Here's our latest addition to the Best Advice I Can Give -- Blogger Edition series.
Today's post comes from Canadian Financial Stuff where he says:
This seems to be the January battle cry for retail stores, "Since you didn't get what you wanted for Christmas, come here and squander more money, please", or something to that effect. If you didn't get what you wanted for Christmas? What if you wanted Peace on Earth, or have your hip replacement surgery scheduled? Can Canadian Tire do something about that for me? I don't think so, but who knows?
Debt Reduction is like losing weight, you need to stop listening to your impulses and keep to the plan. Now if you planned to go to the after Christmas sales (like at the GAP), and spend the money you didn't spend at Christmas, that is a valid (and a good) plan. My kids got gift cards for Christmas and then proceeded to buy 2/3 more clothing than they could have before Christmas at the GAP (makes an old man proud to see his kids learning the value of being cheap).
If you planned on spending a quiet January hidden in your nice warm bed, not worrying about bills, stick to that too. If you don't have a plan for January, feel free to borrow this one, "I plan to not buy any more crap that I don't need", it's a pretty good plan, which actually could be used for any month of the year.
If you continue to SPEND more than you MAKE you can either get a job as a politician or you can be sure you'll never be able to retire, or stop worrying about your debt. Keep that in mind, when you think next, "I didn't get that Deluxe Cheese Straightener I wanted for Christmas, and it's on sale!".
As I'm sure you could guess, I love this advice -- especially since spending less than you earn was my #1 top 10 post topic of 2005.

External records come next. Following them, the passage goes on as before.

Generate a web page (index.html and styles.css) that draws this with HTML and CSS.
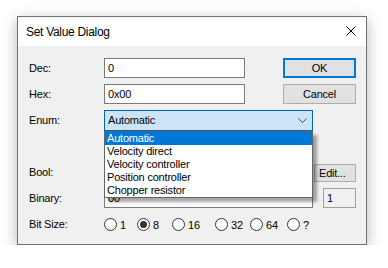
FILE: index.html
```html
<!DOCTYPE html>
<html lang="en">
<head>
  <meta charset="UTF-8">
  <title>Set Value Dialog</title>
  <link rel="stylesheet" href="styles.css">
</head>
<body>
  <div class="window">
    <div class="titlebar">
      <span class="title">Set Value Dialog</span>
      <svg class="close" width="10" height="10" viewBox="0 0 10 10">
        <path d="M0.5 0.5 L9.5 9.5 M9.5 0.5 L0.5 9.5" stroke="#000" stroke-width="1" fill="none"/>
      </svg>
    </div>
    <div class="content">
      <div class="row">
        <span class="label">Dec:</span>
        <div class="textbox short">0</div>
        <button class="btn default">OK</button>
      </div>
      <div class="row">
        <span class="label">Hex:</span>
        <div class="textbox short">0x00</div>
        <button class="btn">Cancel</button>
      </div>
      <div class="row">
        <span class="label">Enum:</span>
        <div class="combo">
          <span>Automatic</span>
          <svg class="chevron" width="9" height="5" viewBox="0 0 9 5">
            <path d="M0.5 0.5 L4.5 4.5 L8.5 0.5" stroke="#444" stroke-width="1" fill="none"/>
          </svg>
          <ul class="droplist">
            <li class="selected">Automatic</li>
            <li>Velocity direct</li>
            <li>Velocity controller</li>
            <li>Position controller</li>
            <li>Chopper resistor</li>
          </ul>
        </div>
      </div>
      <div class="row"></div>
      <div class="row">
        <span class="label">Bool:</span>
        <button class="btn edit">Edit...</button>
      </div>
      <div class="row">
        <span class="label">Binary:</span>
        <div class="textbox wide">00</div>
        <div class="textbox count">1</div>
      </div>
      <div class="row">
        <span class="label">Bit Size:</span>
        <div class="radios">
          <label class="radio"><span class="dot"></span>1</label>
          <label class="radio"><span class="dot on"></span>8</label>
          <label class="radio"><span class="dot"></span>16</label>
          <label class="radio"><span class="dot"></span>32</label>
          <label class="radio"><span class="dot"></span>64</label>
          <label class="radio"><span class="dot"></span>?</label>
        </div>
      </div>
    </div>
  </div>
</body>
</html>
```

FILE: styles.css
```css
* {
  margin: 0;
  padding: 0;
  box-sizing: border-box;
}
body {
  background: #ffffff;
  font-family: 'Liberation Sans', Arial, sans-serif;
  font-size: 11px;
  letter-spacing: -0.2px;
  color: #000;
}
.window {
  margin: 16px 0 0 17px;
  width: 350px;
  height: 229px;
  border: 1px solid #707070;
  background: #f0f0f0;
  box-shadow: 0 4px 14px rgba(0,0,0,0.28);
}
.titlebar {
  height: 29px;
  background: #fff;
  display: flex;
  align-items: center;
  justify-content: space-between;
  padding: 0 10px 0 8px;
}
.title {
  font-size: 12px;
  letter-spacing: -0.3px;
}
.close {
  margin-top: -1px;
}
.content {
  padding: 12px 10px 0 11px;
}
.row {
  display: flex;
  align-items: center;
  height: 20px;
  margin-bottom: 6px;
}
.label {
  width: 75px;
}
.textbox {
  height: 20px;
  border: 1px solid #7a7a7a;
  background: #fff;
  padding: 0 3px;
  line-height: 18px;
}
.textbox.short { width: 141px; }
.textbox.wide { width: 209px; }
.textbox.count {
  width: 33px;
  margin-left: auto;
  background: #f0f0f0;
  border-color: #a0a0a0;
}
.btn {
  margin-left: auto;
  width: 73px;
  height: 20px;
  background: #e1e1e1;
  border: 1px solid #adadad;
  font: inherit;
  letter-spacing: inherit;
  color: #000;
}
.btn.default {
  border: 2px solid #0078d7;
}
.btn.edit {
  width: 42px;
  height: 18px;
  margin-top: 1px;
  text-align: left;
  padding-left: 4px;
}
.combo {
  position: relative;
  width: 209px;
  height: 21px;
  border: 1px solid #0063b1;
  background: #cce4f7;
  display: flex;
  align-items: center;
  justify-content: space-between;
  padding: 0 5px 0 3px;
}
.droplist {
  position: absolute;
  top: 20px;
  left: -1px;
  width: 209px;
  list-style: none;
  background: #fff;
  border: 1px solid #646464;
  box-shadow: 4px 4px 3px rgba(0,0,0,0.35);
  z-index: 2;
}
.droplist li {
  height: 13px;
  line-height: 13px;
  padding-left: 2px;
}
.droplist li.selected {
  background: #0078d7;
  color: #fff;
}
.radios {
  display: grid;
  grid-template-columns: 33px 35px 43px 35px 37px auto;
  margin-top: 1px;
}
.radio {
  display: flex;
  align-items: center;
}
.dot {
  width: 13px;
  height: 13px;
  border: 1px solid #333;
  border-radius: 50%;
  background: #fff;
  margin-right: 3px;
  display: flex;
  align-items: center;
  justify-content: center;
}
.dot.on::after {
  content: '';
  width: 7px;
  height: 7px;
  border-radius: 50%;
  background: #333;
}
```
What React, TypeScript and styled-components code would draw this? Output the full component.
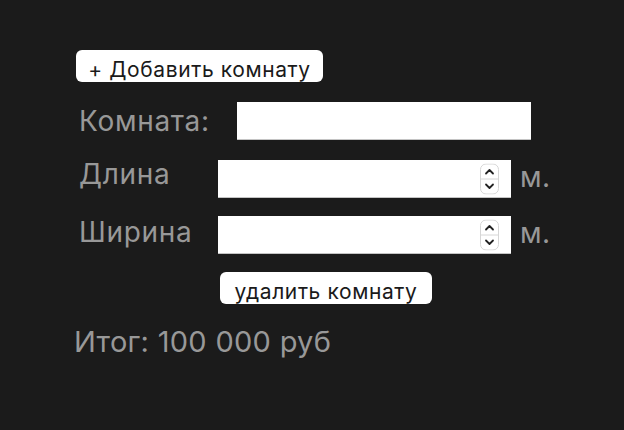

Americans for the first time since World War II have a negative savings rate; this unwillingness to spend less than you make has been driven in part by the rise in consumer credit, the ability to use a house as an ATM through constant refinances, and overall low interest rates. This year we're seeing an increase in credit card minimum payments and rising interest rates slamming shut the door to refinancing. In addition, over the next 18 months we'll see over 3 million homeowners watch their mortgages adjustment for the first time just in time for a softening real estate market. Cutting up your credit cards and resisting the urge to spend money on all but the most necessary items is definitely a good plan.